¿Quién iba a decir que en menos de 30 segundos podrían coincidir en una terraza de Valencia lo mejor de Carnegie, Cialdini, Aristóteles y el espíritu pícaro del Lazarillo de Tormes? Pues pasó.

Estaba almorzando con mi pareja, Raquel, en una terraza céntrica de Valencia cuando se nos acercó una mujer gitana de unos cincuenta años, sonriendo y con una rama de romero en la mano. La del romero me la conozco, pero lo que pasó después no lo vi venir.

Nos miró y, con una sonrisa, le dijo a Raquel: «Ay, nena, mira qué moño llevas, pareces una gitana». Estrategia de manual: empatizar y halagar antes de pedir un favor. Lo de “hermanarse” es un clásico para negociar o persuadir. En lugar de colocar a la otra persona como rival, la metes en tu equipo. Y si a eso le sumas un halago razonable, bingo. No tiene ni que ser verdad, que el ego ya se encarga de hacerlo encajar. Nos mola sentirnos especiales.

Hasta aquí, mis dieses en oratoria. Pero había un pequeño fallo: ni Raquel es (ni parece) gitana ni llevaba un moño, sólo el pelo recogido. Estrategia 1, kairós 0.

Acto seguido, la petición: «Una ayudita», con la palma extendida. Educado, claro y directo.

«Lo siento, gracias», respondí. Y aquí podía haber acabado la historia, pero no.

Cambio de táctica. Como el halago no coló, pasó a Cialdini: «Anda, que te leo la suerte». Principio de reciprocidad en acción. Si alguien hace algo por ti, te sientes en deuda. Como cuando un amigo te invita a un café y te ves moralmente obligado a pagar el siguiente. Funciona tan bien que lo ves en cosas como muestras gratuitas, webinars y libros con «el primer capítulo gratis».

A pesar de la curiosidad que me despertó, la respuesta se mantuvo: «Lo siento, gracias». Y tampoco se rindió. Aún le quedaban cartas por jugar.

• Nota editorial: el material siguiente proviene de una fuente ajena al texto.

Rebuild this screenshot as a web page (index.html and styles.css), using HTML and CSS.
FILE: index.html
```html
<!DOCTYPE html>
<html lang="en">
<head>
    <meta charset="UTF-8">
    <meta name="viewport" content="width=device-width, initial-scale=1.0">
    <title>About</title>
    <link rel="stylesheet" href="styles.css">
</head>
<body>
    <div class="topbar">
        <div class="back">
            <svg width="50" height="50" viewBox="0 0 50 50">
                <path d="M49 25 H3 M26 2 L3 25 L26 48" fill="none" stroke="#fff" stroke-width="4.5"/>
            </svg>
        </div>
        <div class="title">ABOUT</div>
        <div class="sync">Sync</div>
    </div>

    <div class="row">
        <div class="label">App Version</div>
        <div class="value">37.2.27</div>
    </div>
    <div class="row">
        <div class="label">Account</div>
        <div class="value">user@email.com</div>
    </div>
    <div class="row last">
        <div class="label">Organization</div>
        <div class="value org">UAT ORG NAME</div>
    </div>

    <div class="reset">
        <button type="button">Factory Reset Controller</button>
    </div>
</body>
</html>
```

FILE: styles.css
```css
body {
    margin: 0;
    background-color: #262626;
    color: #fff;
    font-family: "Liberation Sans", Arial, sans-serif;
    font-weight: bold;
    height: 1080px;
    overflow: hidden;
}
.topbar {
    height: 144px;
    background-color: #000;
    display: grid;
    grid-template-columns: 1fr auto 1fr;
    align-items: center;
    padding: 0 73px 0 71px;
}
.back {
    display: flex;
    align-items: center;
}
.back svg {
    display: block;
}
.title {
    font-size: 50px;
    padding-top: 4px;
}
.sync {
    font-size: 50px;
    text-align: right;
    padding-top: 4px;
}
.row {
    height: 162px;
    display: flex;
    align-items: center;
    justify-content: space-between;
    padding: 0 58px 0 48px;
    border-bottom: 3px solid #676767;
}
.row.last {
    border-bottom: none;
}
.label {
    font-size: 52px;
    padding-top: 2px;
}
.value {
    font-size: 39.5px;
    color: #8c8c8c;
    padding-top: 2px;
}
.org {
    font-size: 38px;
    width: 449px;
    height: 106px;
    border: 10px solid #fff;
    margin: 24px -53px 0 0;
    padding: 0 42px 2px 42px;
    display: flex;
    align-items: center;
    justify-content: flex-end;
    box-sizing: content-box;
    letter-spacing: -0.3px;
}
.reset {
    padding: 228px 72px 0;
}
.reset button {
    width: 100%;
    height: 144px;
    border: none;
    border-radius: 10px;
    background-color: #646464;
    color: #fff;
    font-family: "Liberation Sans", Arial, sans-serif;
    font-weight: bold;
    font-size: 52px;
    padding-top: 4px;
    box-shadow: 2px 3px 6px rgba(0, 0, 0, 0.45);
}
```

En ese momento, yo ya estaba archivando mentalmente todo esto para mis clases de persuasión. Pero no me dio tiempo ni a estructurar la idea cuando, de repente, tercer intento: «Vivo en la calle, una ayudita».

Antes vimos el kairós, pues aquí estaba el pathos en pleno esplendor. Como si de un ejercicio práctico de las Refutaciones sofísticas, o de la Retórica de Aristóteles se tratase, ahí estaba la señora, ejecutando de manera impecable la falacia ad misericordiam. Fantasía retórica en estado puro. Aristóteles estaría aplaudiendo desde su tumba. Si alguna vez has oído un «Hazlo por mí, porque (inserte aquí frase lacrimógena)», ya sabes de qué hablo. Y lo peor es que suele funcionar.

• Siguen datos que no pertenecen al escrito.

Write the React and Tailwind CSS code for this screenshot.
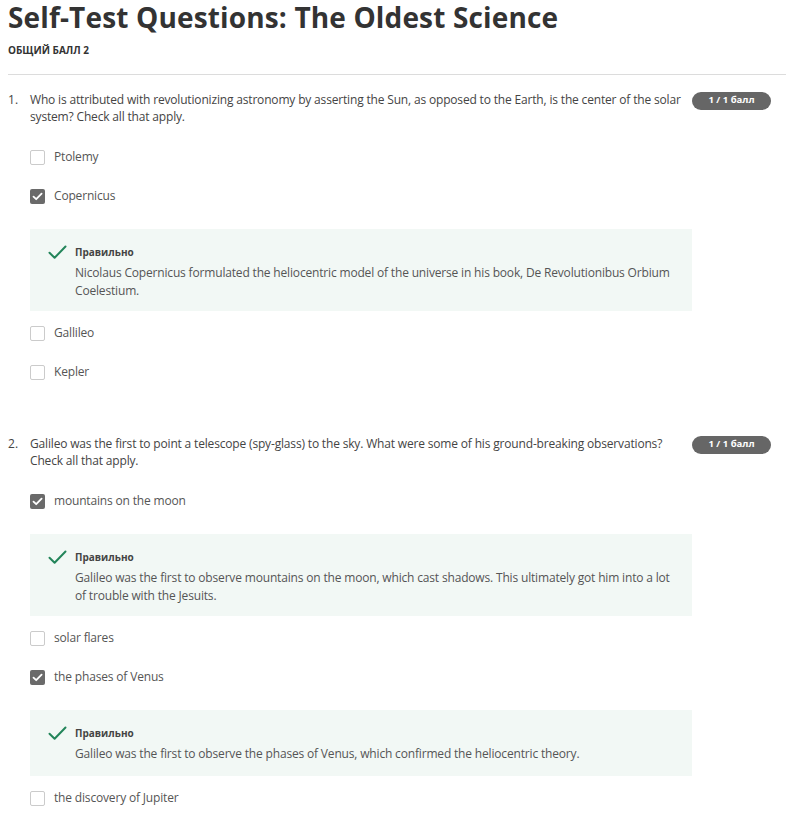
import React from "react";

const font = { fontFamily: '"Open Sans", "Noto Sans", sans-serif' };

function Checkbox({ checked }) {
  if (checked) {
    return (
      <div className="w-[15px] h-[15px] rounded-[2px] bg-[#6a6a6a] flex items-center justify-center shrink-0">
        <svg width="11" height="9" viewBox="0 0 11 9" fill="none">
          <path d="M1.5 4.6 L4.2 7.2 L9.6 1.6" stroke="#fff" strokeWidth="1.8" strokeLinecap="round" strokeLinejoin="round" />
        </svg>
      </div>
    );
  }
  return <div className="w-[15px] h-[15px] rounded-[2px] border-[1.5px] border-[#cbcbcb] bg-white shrink-0" />;
}

function Option({ label, checked, className = "" }) {
  return (
    <div className={"flex items-center h-[20px] " + className}>
      <Checkbox checked={checked} />
      <span className="ml-[9px] text-[12px] tracking-[-0.17px] text-[#555] leading-[20px]">{label}</span>
    </div>
  );
}

function Feedback({ text, className = "", pb = "pb-[11px]" }) {
  return (
    <div className={"bg-[#f2f8f5] pl-[18px] pr-4 pt-4 flex " + pb + " " + className}>
      <svg width="19" height="15" viewBox="0 0 19 15" fill="none" className="shrink-0">
        <path d="M1.5 7.8 L6.6 12.8 L17.5 1.5" stroke="#23855a" strokeWidth="2" strokeLinecap="round" strokeLinejoin="round" />
      </svg>
      <div className="ml-[8px]">
        <div className="text-[10px] font-bold text-[#444] leading-[14px]">Правильно</div>
        <div className="mt-[5px] text-[12px] tracking-[-0.17px] text-[#555] leading-[18px]">{text}</div>
      </div>
    </div>
  );
}

function Badge() {
  return (
    <div className="w-[79px] h-[18px] rounded-full bg-[#666] text-white text-[9.5px] font-bold flex items-center justify-center shrink-0">
      1 / 1 балл
    </div>
  );
}

function Question({ num, text, children, className = "" }) {
  return (
    <div className={"flex " + className}>
      <div className="w-[22px] shrink-0 text-[12px] text-[#444] leading-[17px]">{num}.</div>
      <div className="w-[662px] shrink-0">
        <div className="text-[12px] tracking-[-0.17px] text-[#444] leading-[17px] pr-[4px]">{text}</div>
        {children}
      </div>
      <div className="pt-[0.5px]">
        <Badge />
      </div>
    </div>
  );
}

export default function App() {
  return (
    <div className="bg-white min-h-[817px] pl-[8px] pb-10" style={font}>
      <h1 className="text-[28px] tracking-[0.15px] font-bold text-[#333] leading-[34px] pt-0">
        Self-Test Questions: The Oldest Science
      </h1>
      <div className="mt-[9px] text-[10px] font-bold text-[#333] leading-[14px]">ОБЩИЙ БАЛЛ 2</div>
      <div className="mt-[17px] h-px bg-[#dcdcdc]" />

      <Question
        className="mt-[16px]"
        num={1}
        text="Who is attributed with revolutionizing astronomy by asserting the Sun, as opposed to the Earth, is the center of the solar system? Check all that apply."
      >
        <Option className="mt-[22px]" label="Ptolemy" />
        <Option className="mt-[19px]" label="Copernicus" checked />
        <Feedback
          className="mt-[23px]"
          text="Nicolaus Copernicus formulated the heliocentric model of the universe in his book, De Revolutionibus Orbium Coelestium."
        />
        <Option className="mt-[12px]" label="Gallileo" />
        <Option className="mt-[19px]" label="Kepler" />
      </Question>

      <Question
        className="mt-[53px]"
        num={2}
        text="Galileo was the first to point a telescope (spy-glass) to the sky. What were some of his ground-breaking observations? Check all that apply."
      >
        <Option className="mt-[22px]" label="mountains on the moon" checked />
        <Feedback
          className="mt-[23px]"
          text="Galileo was the first to observe mountains on the moon, which cast shadows. This ultimately got him into a lot of trouble with the Jesuits."
        />
        <Option className="mt-[12px]" label="solar flares" />
        <Option className="mt-[19px]" label="the phases of Venus" checked />
        <Feedback
          className="mt-[23px]"
          pb="pb-[13px]"
          text="Galileo was the first to observe the phases of Venus, which confirmed the heliocentric theory."
        />
        <Option className="mt-[12px]" label="the discovery of Jupiter" />
      </Question>
    </div>
  );
}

Raquel negaba con la cabeza y, por tercera vez, solté el consabido: «Lo siento, gracias».

Y aquí podía haber acabado la historia, pero no. Última jugada.

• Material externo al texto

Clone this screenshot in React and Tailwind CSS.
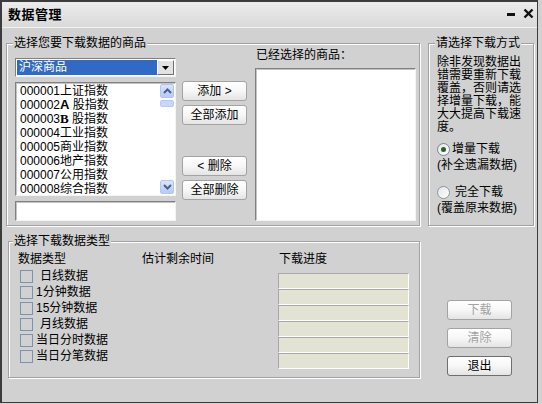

Cambio de expresión, mirada sombría y sentencia final: «Ojalá te dé un infarto y te mueras, las maldiciones gitanas no son para tomárselas a broma».

Pum.

Ahí me quedé, con cara de «no puede ser», mirando a Raquel.

Ella me miró. Yo la miré.

Dos segundos de silencio.

Y estallamos en risas.

Me sentía agradecido por la clase magistral de retórica aplicada que acababa de presenciar, pero a la vez tenía muchas preguntas. ¿Por qué acababa con la maldición y no la usaba antes? Algo del tipo: «O me das pasta o te da un infarto». ¿Había aprendido estas técnicas por ensayo y error? ¿Cuál le funcionaba mejor? ¿Ese orden era premeditado? ¿Cómo comprobaba la eficacia de la maldición?

Y en medio de tantas dudas me di cuenta de un detalle: la maldición decía qué me pasaría, pero no cuándo.

Ahora vivo con miedo. Y con intriga.

¿Funcionó? Y si me da un infarto, ¿cómo podré saber que fue por la maldición?

Por ahora sigo aquí, así que confiemos en que todo esto no haya sido más que un ejemplo fascinante de retórica en acción.